Just on Buddy’s beard, what is going on there? Is he just trying to fit in with his hirsute team mates? Is the cost of living so high in Sydney that no one can afford razors, even on $10 million over nine years? I mean really, at Hawthorn he was a handsome heart throb with dashing good looks, whereas now he looks like someone who’d be stopped for questioning if he tried to get through customs in LAX.

Hawthorn v Melbourne practice match, or why rugby is crap


If, as the experts predict, Hawthorn is not really a premiership threat for 2014, then you wonder how new Demons coach Paul Roos viewed the Hawks’ demolition of Melbourne in the most recent practice match. The final score of 21.16.142 to 4.8.32 suggests the Hawks haven’t lost a lot of their touch.

There’s no real point covering this match – Roughead kicked six and Stratton injured his hamstring, but the only other talking point was Josh Gibson kicking two goals in quick succession. They were good goals too – and wearing the number 6, they had a touch of the Gladys Moncrieff about them.

The only other notable aspect to this match was that nearly 10,000 people turned up to watch – for a practice match!  This in the same week the NRL HQ posited its usual ridiculous prediction that rugby league would overtake the AFL as Australia’s number one footy code, even thought Round one of the NRL drew an average attendance of less than 16,000 people per game. Attendances like that barely warrant putting the game on, let alone declaring imminent domination.

Besides, rugby league won’t overtake the AFL as the number one footy code for one very simple reason – it’s a shit game. It is after all a game in which you move forward by going backwards, so there’s a refutation of logic right there. It’s a game where the only skill is throwing and catching, two aptitudes most people master by about the age of six. It is always amusing to see footage from training of big burly blokes practicing throwing the ball to each other– is it really something you need to practice? Most tellingly, it’s a game where you score by falling over.

Rugby Union is a better game, but it’s still rugby. Its proponents would have us believe that it is a superior sport because it has international reach. But really, any sport in which New Zealand and Wales are the leading powerhouses can hardly be said to be the global game. And if it really is the game they play in heaven, then it simply reinforces preconceptions that heaven is a boring place to be.

The CEO is dead…long live the CEO


AFL CEO Andrew Demetriou has announced that he will resign at the end of the 2014 season. Naturally enough talk has immediately turned to speculation about his successor.

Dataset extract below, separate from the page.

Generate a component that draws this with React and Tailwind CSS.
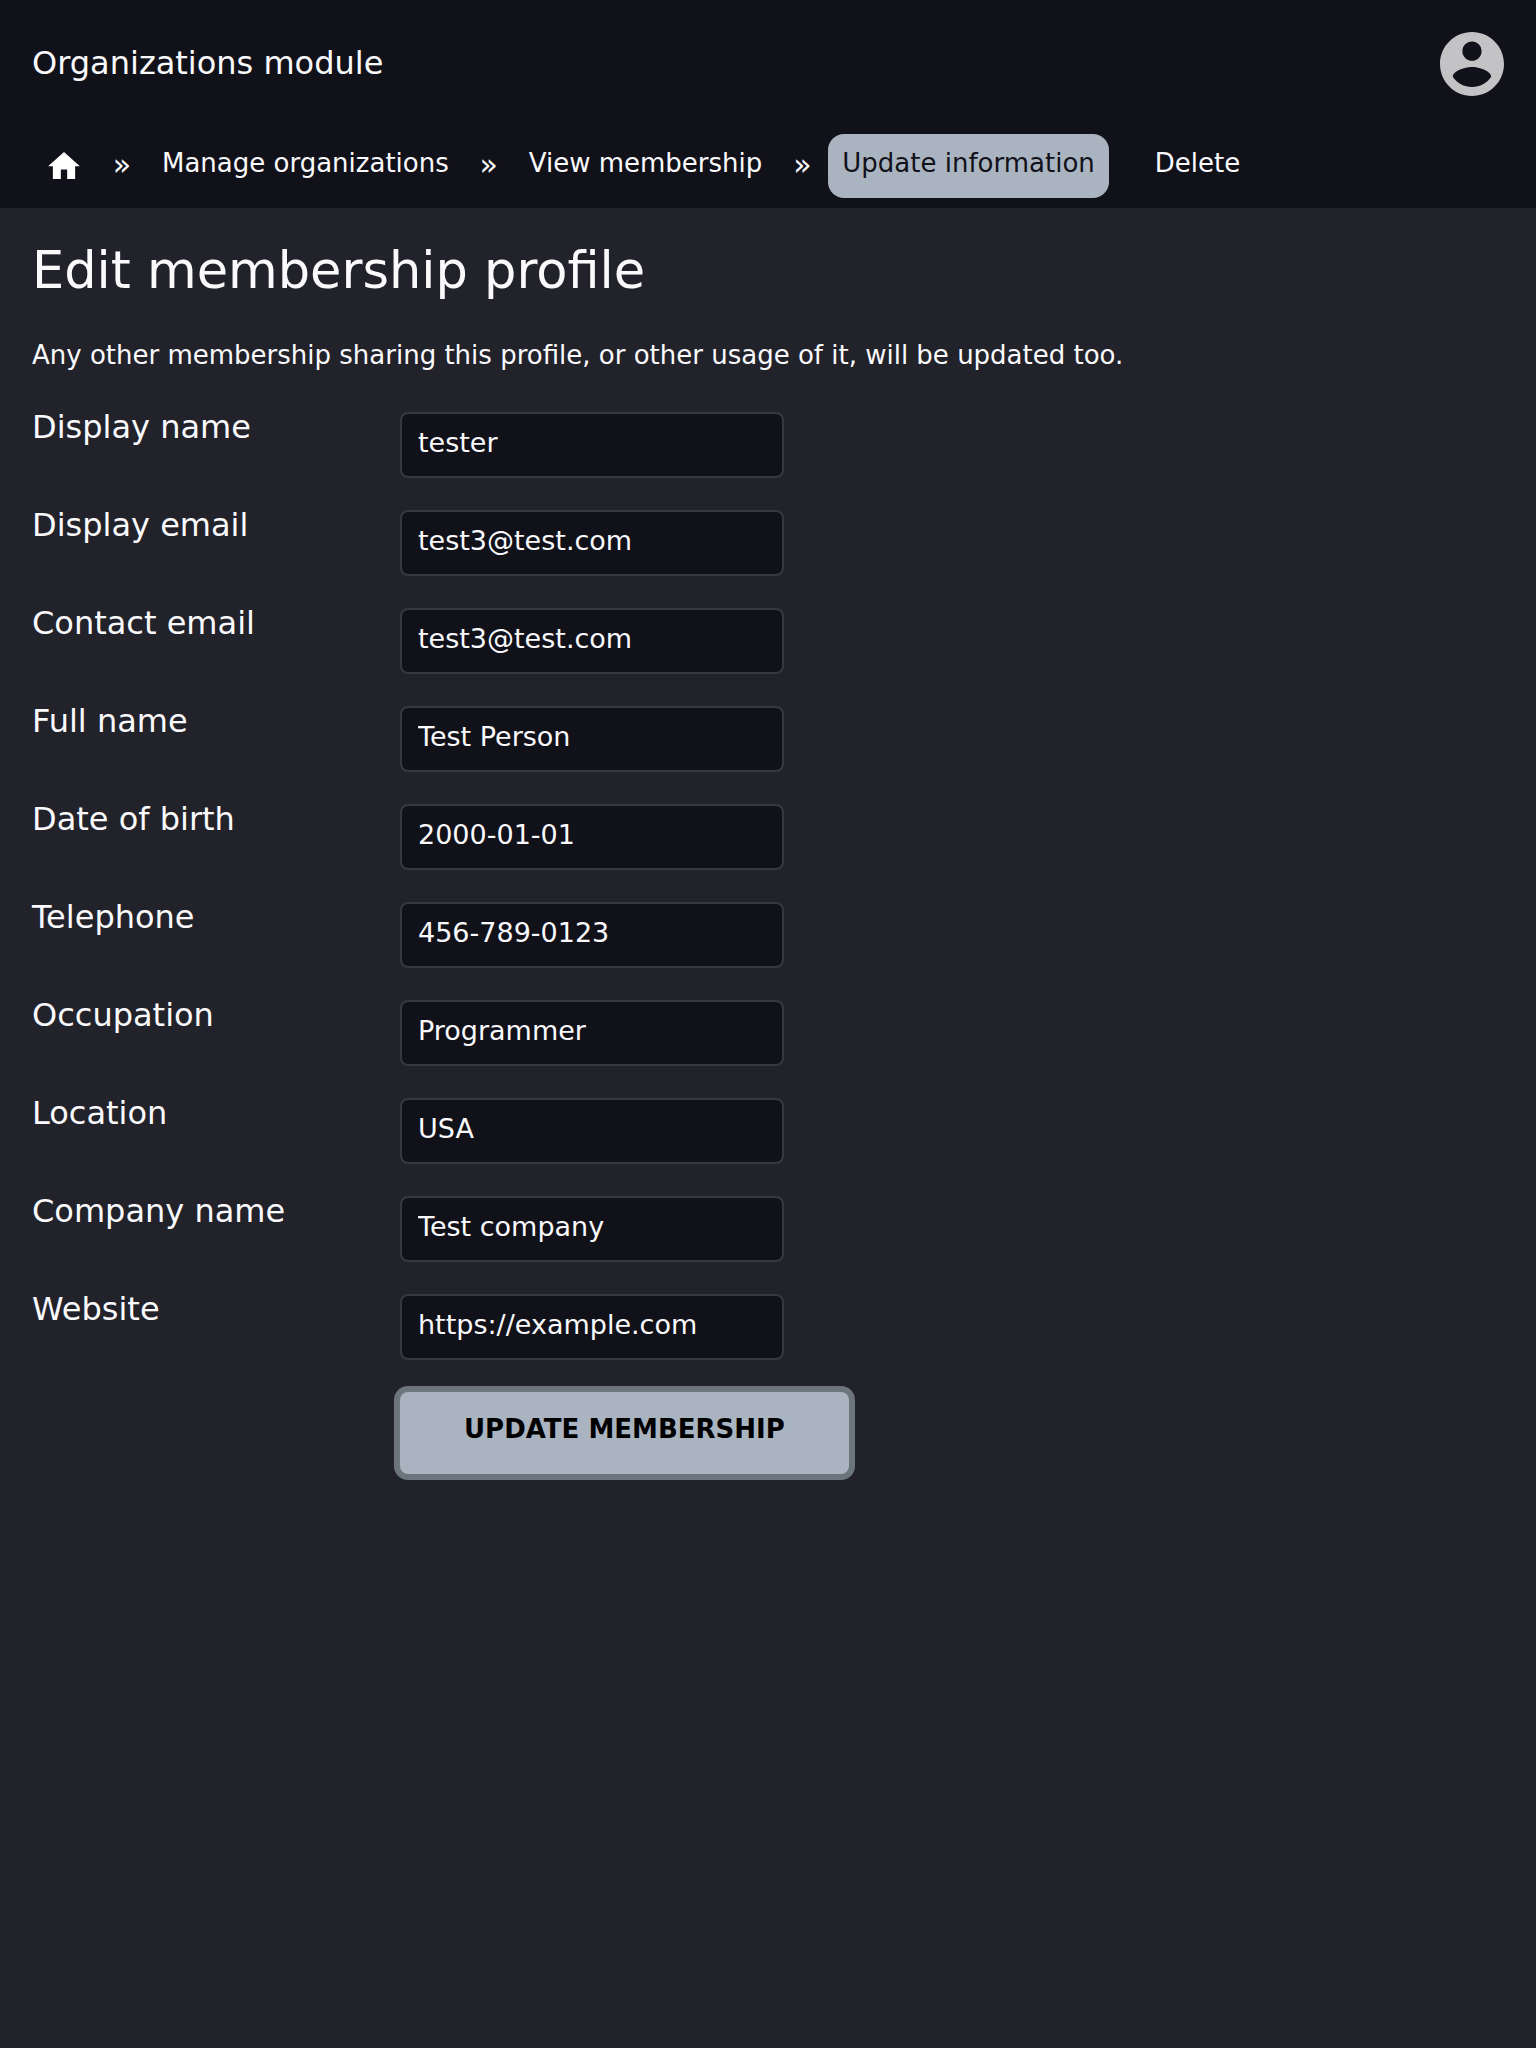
const FIELDS = [
  { id: "display-name", label: "Display name", value: "tester" },
  { id: "display-email", label: "Display email", value: "test3@test.com" },
  { id: "contact-email", label: "Contact email", value: "test3@test.com" },
  { id: "full-name", label: "Full name", value: "Test Person" },
  { id: "date-of-birth", label: "Date of birth", value: "2000-01-01" },
  { id: "telephone", label: "Telephone", value: "456-789-0123" },
  { id: "occupation", label: "Occupation", value: "Programmer" },
  { id: "location", label: "Location", value: "USA" },
  { id: "company-name", label: "Company name", value: "Test company" },
  { id: "website", label: "Website", value: "https://example.com" },
];

function Separator() {
  return (
    <li aria-hidden="true" className="w-5 pb-0.5 text-center text-[30px] leading-[62px]">
      »
    </li>
  );
}

function Crumb({ children, active }) {
  return (
    <li>
      <a
        href="#"
        aria-current={active ? "page" : undefined}
        className={
          active
            ? "flex h-16 items-center rounded-2xl bg-[#a9b4c0] px-3.5 pb-1.5 text-[#11111a]"
            : "flex h-16 items-center rounded-2xl px-3.5 pb-1.5"
        }
      >
        {children}
      </a>
    </li>
  );
}

function Header() {
  return (
    <header className="bg-[#11111a]">
      <div className="flex h-32 items-center justify-between px-8">
        <span className="pb-0.5 text-[32px] leading-[48px]">Organizations module</span>
        <button type="button" aria-label="Account" className="size-16 text-[#c3c3c5]">
          <svg viewBox="2 2 20 20" fill="currentColor" className="size-16">
            <path d="M12 2C6.48 2 2 6.48 2 12s4.48 10 10 10 10-4.48 10-10S17.52 2 12 2zm0 3c1.66 0 3 1.34 3 3s-1.34 3-3 3-3-1.34-3-3 1.34-3 3-3zm0 14.2c-2.5 0-4.71-1.28-6-3.22.03-1.99 4-3.08 6-3.08 1.99 0 5.97 1.09 6 3.08-1.29 1.94-3.5 3.22-6 3.22z" />
          </svg>
        </button>
      </div>
      <nav aria-label="Breadcrumb" className="px-8 pt-1.5 pb-2.5">
        <ul className="flex items-center gap-4 whitespace-nowrap text-[26px]">
          <li>
            <a href="#" aria-label="Home" className="flex size-16 items-center justify-center pb-0.5">
              <svg viewBox="2 3 20 17" fill="white" className="h-[27px] w-8">
                <path d="M10 20v-6h4v6h5v-8h3L12 3 2 12h3v8z" />
              </svg>
            </a>
          </li>
          <Separator />
          <Crumb>Manage organizations</Crumb>
          <Separator />
          <Crumb>View membership</Crumb>
          <Separator />
          <Crumb active>Update information</Crumb>
          <li className="ml-4">
            <a href="#" className="flex h-16 items-center px-3.5 pb-1.5">
              Delete
            </a>
          </li>
        </ul>
      </nav>
    </header>
  );
}

export default function App() {
  return (
    <div className="min-h-screen bg-[#22222b] font-['DejaVu_Sans',sans-serif] text-[#fafafc]">
      <Header />
      <main className="px-8 pt-8">
        <h1 className="text-[51px] leading-[62px]">Edit membership profile</h1>
        <p className="mt-[34px] text-[26px] leading-[38px]">
          Any other membership sharing this profile, or other usage of it, will be updated too.
        </p>
        <form className="mt-[38px]" onSubmit={(e) => e.preventDefault()}>
          <div className="flex flex-col gap-8">
            {FIELDS.map((f) => (
              <div key={f.id} className="flex items-start">
                <label htmlFor={f.id} className="w-[368px] shrink-0 text-[32px] leading-[30px]">
                  {f.label}
                </label>
                <input
                  id={f.id}
                  type="text"
                  defaultValue={f.value}
                  className="h-[66px] w-96 rounded-lg border-2 border-[#343a40] bg-[#11111a] px-4 pb-1.5 text-[27px] outline-none"
                />
              </div>
            ))}
          </div>
          <button
            type="submit"
            className="mt-8 ml-[368px] rounded-lg bg-[#a9b4c0] px-16 pt-[18px] pb-[26px] text-[26px] leading-[38px] font-bold text-black ring-6 ring-[#6c757d]"
          >
            UPDATE MEMBERSHIP
          </button>
        </form>
      </main>
    </div>
  );
}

There are some obvious candidates: Gillon McLachlan, Demetriou’s current 2IC, seems to be the early favourite. He is popular in media circles, a jibe that could never be levelled at Demetriou, and with his brother Hamish embedded with host broadcaster Channel 7, pretty much guarantees positive coverage of AFL stories, not unlike state run television in Russia or North Korea. If it is anything like North Korea, however, Hamish would be wise to cultivate a better relationship with Gillon than some of Kim Jung-un’s relatives enjoy with their Supreme Leader. Certainly there will be perceptions of a conflict of interest when the next broadcast rights deal is negotiated, but that is unavoidable anyway; the AFL would be in danger of crumbling into nothing if you were to dismantle every strata of conflict of interest that exists between the AFL, the media and the separate clubs. That’s in no one’s interest.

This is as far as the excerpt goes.